Jesus Benavente
Ecce Hombre
Chapter 3: Why I Get Knocked Down But Get Up Again
21.11-10.12.2025
Press Release
Jesus Benavente
Ecce Hombre
Chapter 3: Why I Get Knocked Down But Get Up Again
21.11 - 10.12.2025
Reception Rome is pleased to present Chapter 3: Why I Get Knocked Down But Get Up Again, the third installment of Ecce Hombre, Jesus Benavente’s evolving exhibition unfolding across five chapters from September to December 2025. As with the previous iterations, this chapter continues Benavente’s exploration of endurance, humor, and faith through humble materials and vernacular forms to construct a large-scale sculptural installation.
Constructed almost entirely from local newspaper, cardboard, and crepe paper, the installation takes the form of a sprawling raft or fragment of open water. The surface undulates in deep, saturated blues that evoke both a rolling sea and/or a rushing river, situating the work in a place that feels at once mythic and insistently contemporary. Without illustration or didacticism, the piece inevitably calls to mind the precarious migrant sea crossings of the Mediterranean — the vast blue that offers both passage and peril, hope and disappearance.

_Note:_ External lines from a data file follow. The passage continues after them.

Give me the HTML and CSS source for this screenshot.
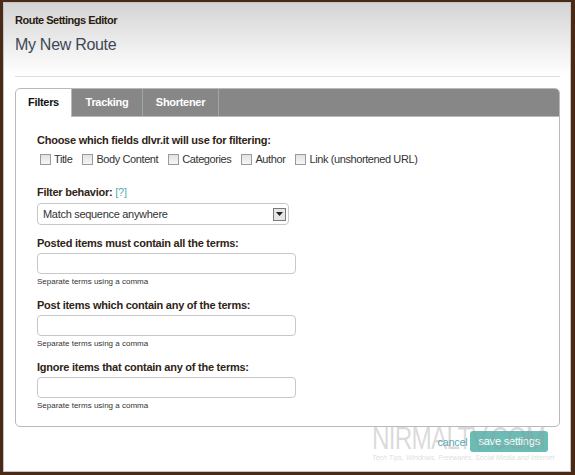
FILE: index.html
```html
<!DOCTYPE html>
<html>
<head>
<meta charset="utf-8">
<link rel="stylesheet" href="styles.css">
</head>
<body>
<div class="dialog">
  <div class="head">
    <div class="caption">Route Settings Editor</div>
    <div class="title">My New Route</div>
  </div>
  <div class="rule"></div>
  <div class="panel">
    <div class="tabs">
      <div class="tab tab-filters active">Filters</div>
      <div class="tab tab-tracking">Tracking</div>
      <div class="tab tab-shortener">Shortener</div>
    </div>
    <div class="body">
      <div class="label">Choose which fields dlvr.it will use for filtering:</div>
      <div class="checks">
        <label class="check"><span class="box"></span>Title</label>
        <label class="check"><span class="box"></span>Body Content</label>
        <label class="check"><span class="box"></span>Categories</label>
        <label class="check"><span class="box"></span>Author</label>
        <label class="check"><span class="box"></span>Link (unshortened URL)</label>
      </div>
      <div class="label l2">Filter behavior: <span class="help">[?]</span></div>
      <div class="select"><span>Match sequence anywhere</span><span class="arrow"><svg width="7" height="4" viewBox="0 0 7 4"><path d="M0 0h7L3.5 4z" fill="#222"/></svg></span></div>
      <div class="label l3">Posted items must contain all the terms:</div>
      <div class="input"></div>
      <div class="hint">Separate terms using a comma</div>
      <div class="label l4">Post items which contain any of the terms:</div>
      <div class="input"></div>
      <div class="hint">Separate terms using a comma</div>
      <div class="label l4">Ignore items that contain any of the terms:</div>
      <div class="input"></div>
      <div class="hint">Separate terms using a comma</div>
    </div>
  </div>
  <div class="footer">
    <a class="cancel">cancel</a>
    <span class="save">save settings</span>
  </div>
  <div class="watermark">
    <div class="wm-big">NIRMALTV.COM</div>
    <div class="wm-small">Tech Tips, Windows, Freewares, Social Media and Internet</div>
  </div>
</div>
</body>
</html>
```
FILE: styles.css
```css
html, body {
  margin: 0;
  padding: 0;
}
body {
  background: #4a2a16;
  width: 575px;
  height: 475px;
  overflow: hidden;
  font-family: "Liberation Sans", Arial, sans-serif;
}
.dialog {
  position: relative;
  margin: 2px 4px 0 3px;
  height: 468px;
  border: 1px solid #c4c4c4;
  background: linear-gradient(#d4d4d4 0px, #f2f2f2 50px, #ffffff 72px);
  padding: 0 10px 0 11px;
  overflow: hidden;
}
.head {
  padding-top: 10px;
}
.caption {
  font-size: 11px;
  font-weight: bold;
  color: #2a1a10;
  line-height: 14px;
  letter-spacing: -0.5px;
}
.title {
  font-size: 16px;
  color: #3d4856;
  line-height: 20px;
  margin-top: 8px;
  letter-spacing: -0.3px;
}
.rule {
  margin-top: 21px;
  height: 1px;
  background: #dedede;
}
.panel {
  margin-top: 11px;
  border: 1px solid #b9b9b9;
  border-radius: 5px;
  height: 337px;
  overflow: hidden;
}
.tabs {
  display: flex;
  background: #878787;
  height: 27px;
  border-bottom: 1px solid #b9b9b9;
}
.tab {
  font-size: 11px;
  font-weight: bold;
  color: #ffffff;
  line-height: 27px;
  text-align: center;
  border-right: 1px solid #a3a3a3;
  letter-spacing: -0.3px;
}
.tab-filters { width: 55px; }
.tab-tracking { width: 70px; }
.tab-shortener { width: 75px; }
.tab.active {
  background: #ffffff;
  color: #111;
  height: 28px;
  border-right: 1px solid #b9b9b9;
}
.body {
  padding: 16px 0 0 21px;
}
.label {
  font-size: 11px;
  font-weight: bold;
  color: #2f2416;
  line-height: 14px;
  letter-spacing: -0.25px;
}
.checks {
  display: flex;
  gap: 10px;
  margin-top: 5px;
  margin-left: 3px;
}
.check {
  display: flex;
  align-items: center;
  gap: 3px;
  font-size: 11px;
  color: #333;
  line-height: 14px;
  letter-spacing: -0.4px;
}
.box {
  width: 9px;
  height: 9px;
  border: 1px solid #9a9a9a;
  background: linear-gradient(#e2e2e2, #f6f6f6);
}
.l2 { margin-top: 19px; }
.l3 { margin-top: 11px; }
.l4 { margin-top: 11px; }
.help {
  color: #5aaab4;
  font-weight: normal;
}
.select {
  margin-top: 4px;
  width: 243px;
  height: 20px;
  border: 1px solid #c8c8c8;
  border-radius: 4px;
  display: flex;
  align-items: center;
  justify-content: space-between;
  font-size: 11px;
  color: #333;
  padding-left: 5px;
  padding-right: 2px;
  letter-spacing: -0.3px;
}
.arrow {
  width: 11px;
  height: 11px;
  border: 1px solid #7a7a7a;
  background: #e6e6e6;
  display: flex;
  align-items: center;
  justify-content: center;
}
.input {
  margin-top: 3px;
  width: 257px;
  height: 19px;
  border: 1px solid #c8c8c8;
  border-radius: 4px;
}
.hint {
  font-size: 8px;
  color: #333;
  margin-top: 2px;
  line-height: 11px;
}
.footer {
  display: flex;
  justify-content: flex-end;
  align-items: center;
  gap: 3px;
  margin-top: 4px;
  padding-right: 12px;
}
.cancel {
  font-size: 11px;
  color: #5aaab4;
  letter-spacing: -0.3px;
}
.save {
  background: #6bbcb5;
  color: #ffffff;
  font-size: 11px;
  border-radius: 3px;
  padding: 0 8px;
  line-height: 21px;
  letter-spacing: -0.2px;
}
.watermark {
  position: absolute;
  left: 368px;
  top: 420px;
  width: 200px;
  pointer-events: none;
  color: rgba(150, 150, 150, 0.35);
}
.wm-big {
  font-size: 32px;
  line-height: 30px;
  letter-spacing: -1px;
  transform: scaleX(0.76);
  transform-origin: left top;
  white-space: nowrap;
}
.wm-small {
  font-size: 7px;
  font-style: italic;
  line-height: 9px;
  white-space: nowrap;
  margin-left: 0px;
}
```
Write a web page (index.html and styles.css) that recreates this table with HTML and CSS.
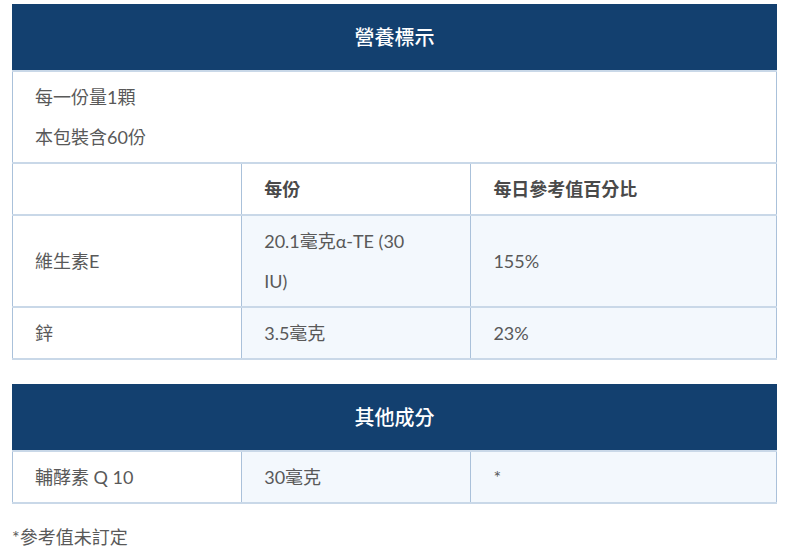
FILE: index.html
```html
<!DOCTYPE html>
<html lang="zh-Hant">
<head>
<meta charset="utf-8">
<title>營養標示</title>
<link rel="stylesheet" href="styles.css">
</head>
<body>
<main class="page">
  <table class="nutri">
    <colgroup><col class="c1"><col class="c2"><col class="c3"></colgroup>
    <thead>
      <tr><th colspan="3" class="title">營養標示</th></tr>
    </thead>
    <tbody>
      <tr><td colspan="3" class="intro">每一份量1顆<br>本包裝含60份</td></tr>
      <tr class="colhead"><td></td><td>每份</td><td>每日參考值百分比</td></tr>
      <tr class="data"><td>維生素E</td><td>20.1毫克α-TE (30<br>IU)</td><td>155%</td></tr>
      <tr class="data"><td>鋅</td><td>3.5毫克</td><td>23%</td></tr>
    </tbody>
  </table>

  <table class="nutri second">
    <colgroup><col class="c1"><col class="c2"><col class="c3"></colgroup>
    <thead>
      <tr><th colspan="3" class="title">其他成分</th></tr>
    </thead>
    <tbody>
      <tr class="data"><td>輔酵素 Q 10</td><td>30毫克</td><td>*</td></tr>
    </tbody>
  </table>

  <p class="note">*參考值未訂定</p>
</main>
</body>
</html>
```

FILE: styles.css
```css
html, body {
  margin: 0;
  padding: 0;
  background: #ffffff;
}

body {
  font-family: Lato, "Noto Sans CJK TC", "Noto Sans", sans-serif;
  font-size: 18px;
  color: #595959;
}

.page {
  padding: 4px 17px 0 12px;
}

.nutri {
  width: 765px;
  border-collapse: collapse;
  table-layout: fixed;
}

.nutri .c1, .nutri .c2 { width: 30%; }
.nutri .c3 { width: 40%; }

.second {
  margin-top: 24px;
}

.title {
  background: #13406f;
  color: #ffffff;
  font-size: 20px;
  font-weight: 500;
  line-height: 40px;
  padding: 13px 22px;
  text-align: center;
  border-bottom: 2px solid #c9d8e8;
  border-left: 1px solid #13406f;
  border-right: 1px solid #13406f;
}

.nutri td {
  line-height: 40px;
  padding: 5px 22px;
  text-align: left;
  vertical-align: middle;
  border-bottom: 2px solid #c9d8e8;
  border-left: 1px solid #aac1da;
  border-right: 1px solid #aac1da;
  background: #ffffff;
}

.nutri .data td + td {
  background: #f3f8fd;
}

.colhead td {
  font-weight: 700;
  color: #4a4a4a;
}

.note {
  margin: 13px 0 0;
  line-height: 40px;
}
```
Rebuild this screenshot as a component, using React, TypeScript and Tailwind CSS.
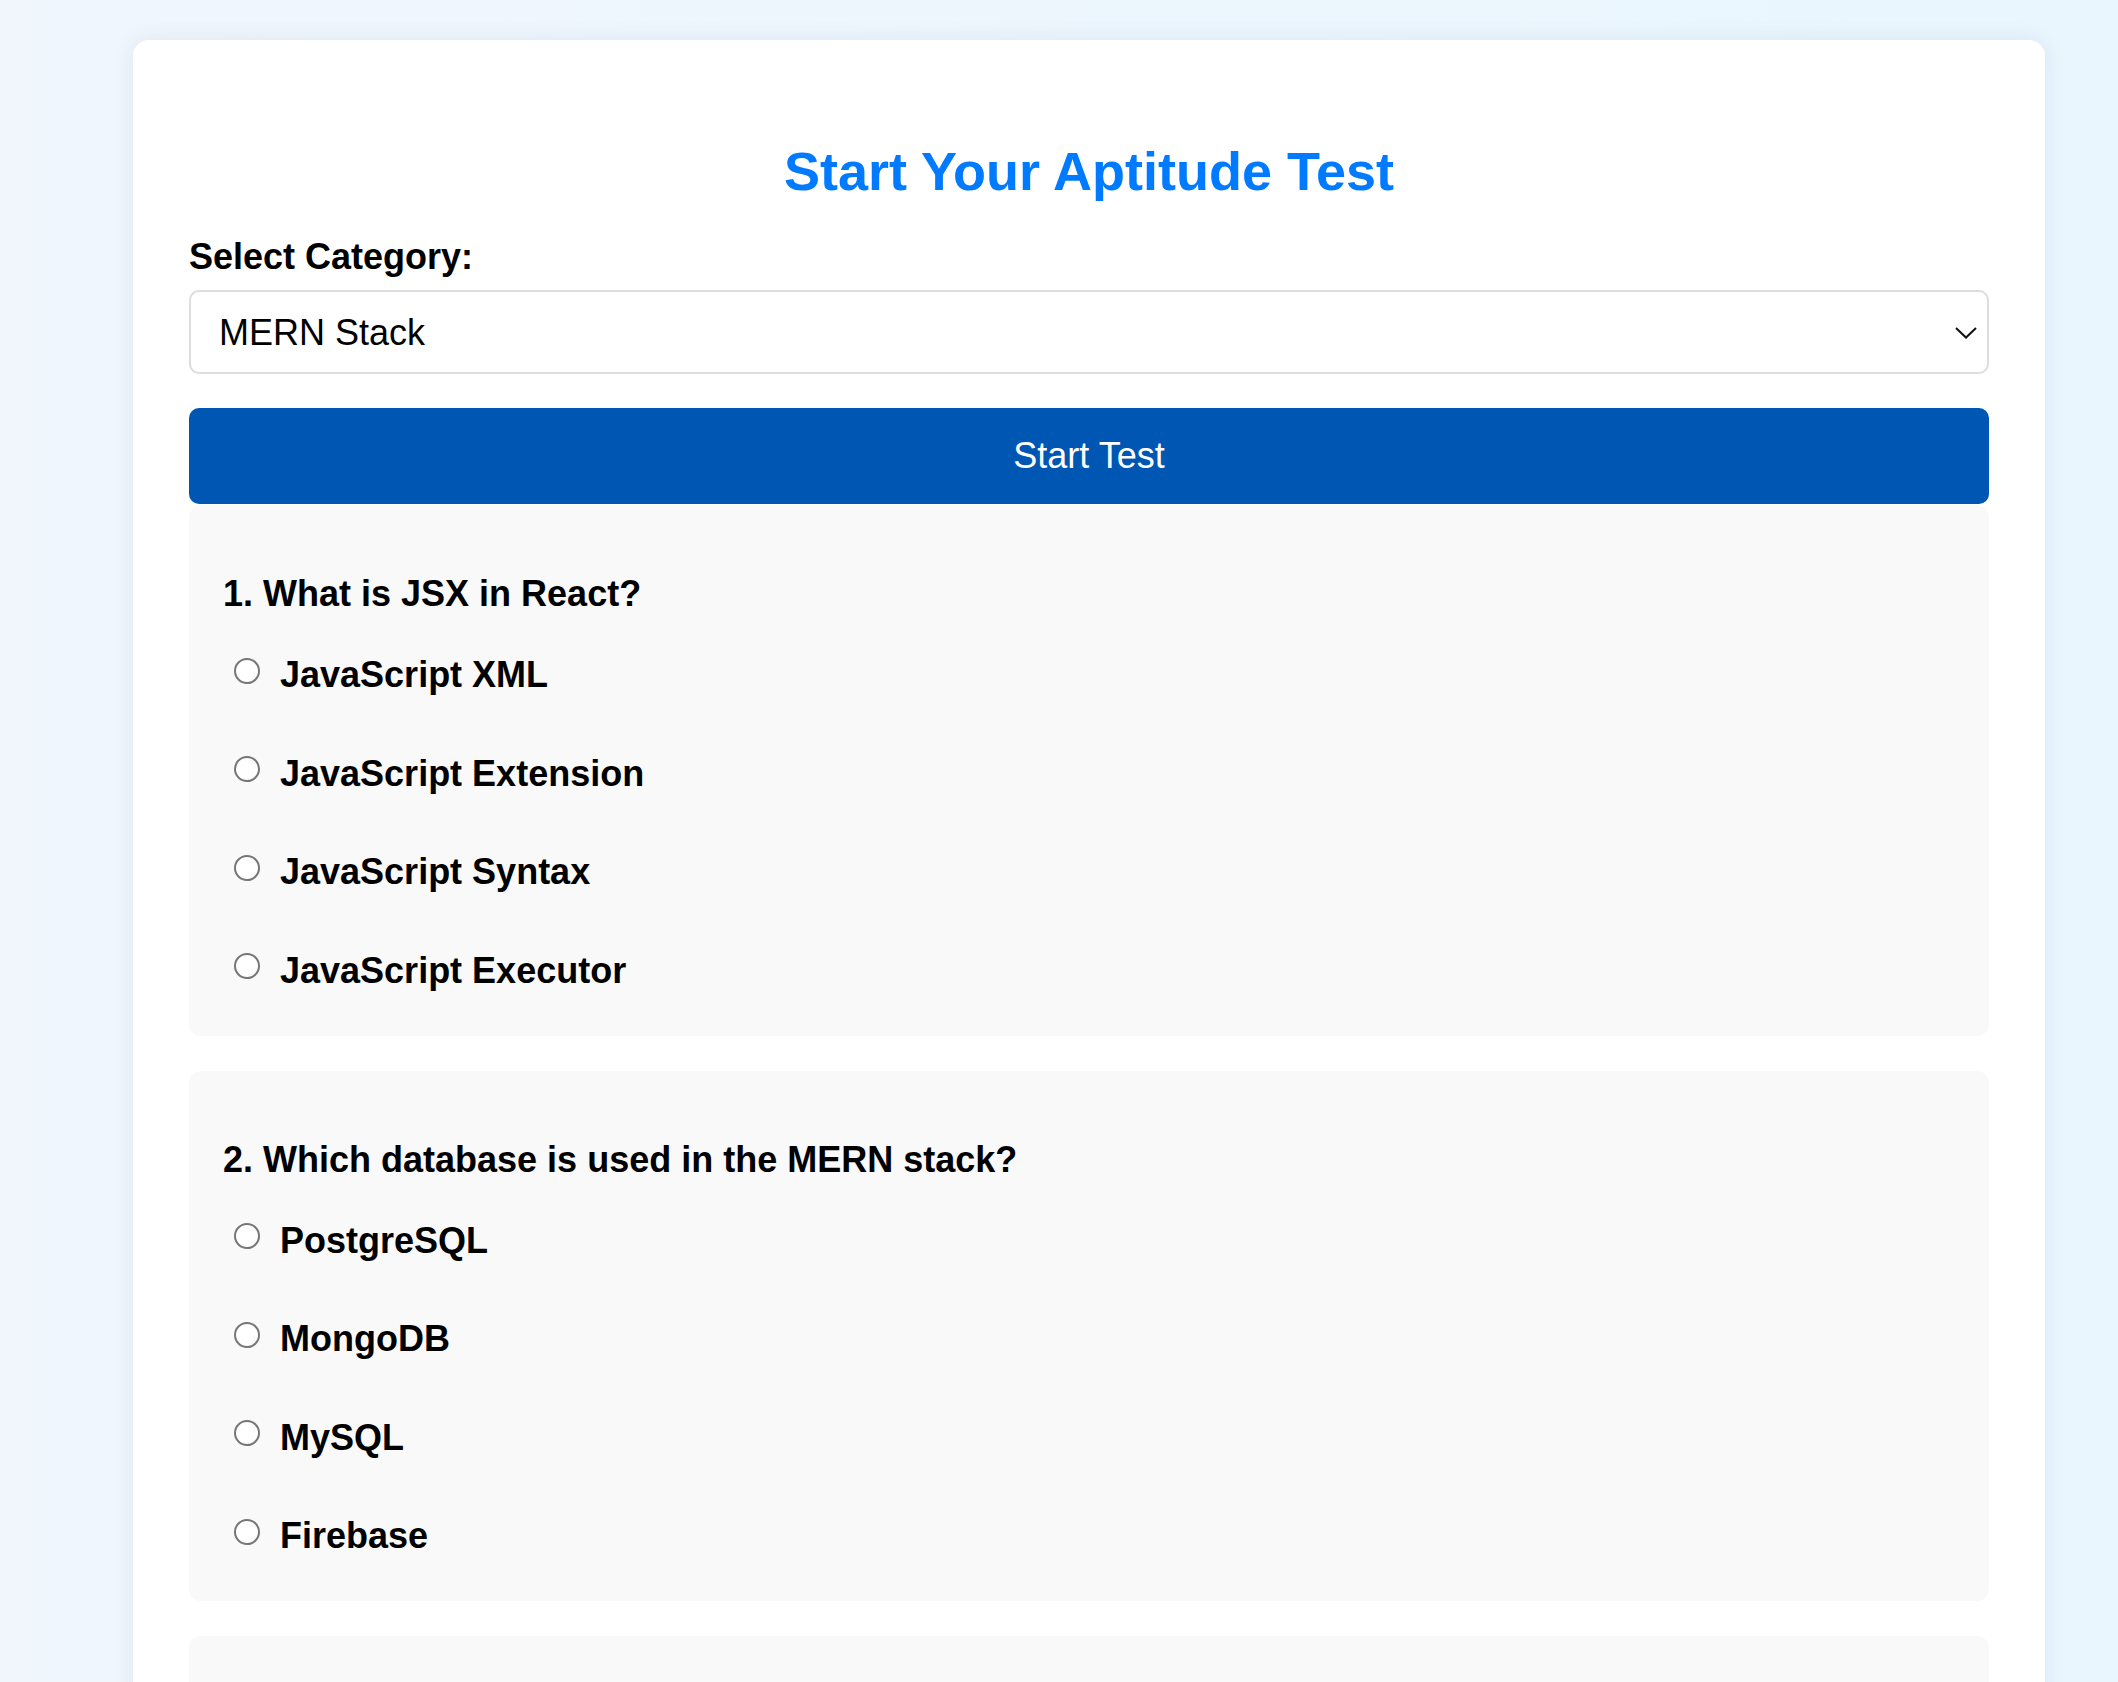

Mounted atop this heaving surface, seemingly suspended in the churn are familiar figures drawn from Benavente’s recurring lexicon: a bald eagle, an NYPD patrol car, Superman, El Chapulín Colorado, amongst others — all fabricated as traditional piñata components by artisans in his native San Antonio, Texas. These characters have circulated throughout Benavente’s exhibitions in various configurations, becoming emblems of satire, aspiration, and vulnerability. Their reappearance here, swept together on a single unstable vessel, amplifies the oscillation between play and tragedy, celebration and sacrifice.
Benavente has worked with the piñata form across his career, drawn to its unique union of festivity and violence — the ritualized act of hitting, breaking, and exposing a fragile core. In this installation, that logic expands from an object to an environment. The raft proposes a scene not of triumph or disaster but of the suspended moment between them: not The Raft of the Medusa as it is usually invoked — heroic, allegorical, monumental — but a kind of post-sinking or pre-rescue interval, where the body is caught between doom and deliverance. Géricault’s reeling figures are replaced by bright, absurd, handmade ones whose vulnerability is no less real for being rendered in paper and glue.
This chapter also builds upon the material and emotional tensions staged in Chapters 1 and 2. In Chapter 1: Why I Find Miraculous Beauty from Being Cut Down, Benavente introduced the exhibition’s interplay between devotion and labor through a weed-whacker mural made from cut flowers and an installation of rose-stamped cinder blocks — works that tethered beauty to the politics of labor and the poignancy of the handmade. Chapter 2: Why I Cry Now and Cry Later, extended that dialectic through two neon-video sculptures emblazoned with the phrases “Cry Now” and “Cry Later.” The glowing texts, mounted directly over the screens, both illuminated and blocked the imagery beneath them, turning language into a barrier as much as a guide. Their blunt, weary humor framed emotional response itself as a cycle rather than a choice — a mood that continues to shadow the drifting figures of Chapter 3.
As with every chapter of Ecce Hombre, the AI-generated film of the same title remains on view. A looping portrait of a man who ages before the viewer’s eyes, enduring an endless series of punches. This digital self-portrait functions as both refrain and mirror: a meditation on violence, repetition, and the absurd heroism of getting up again.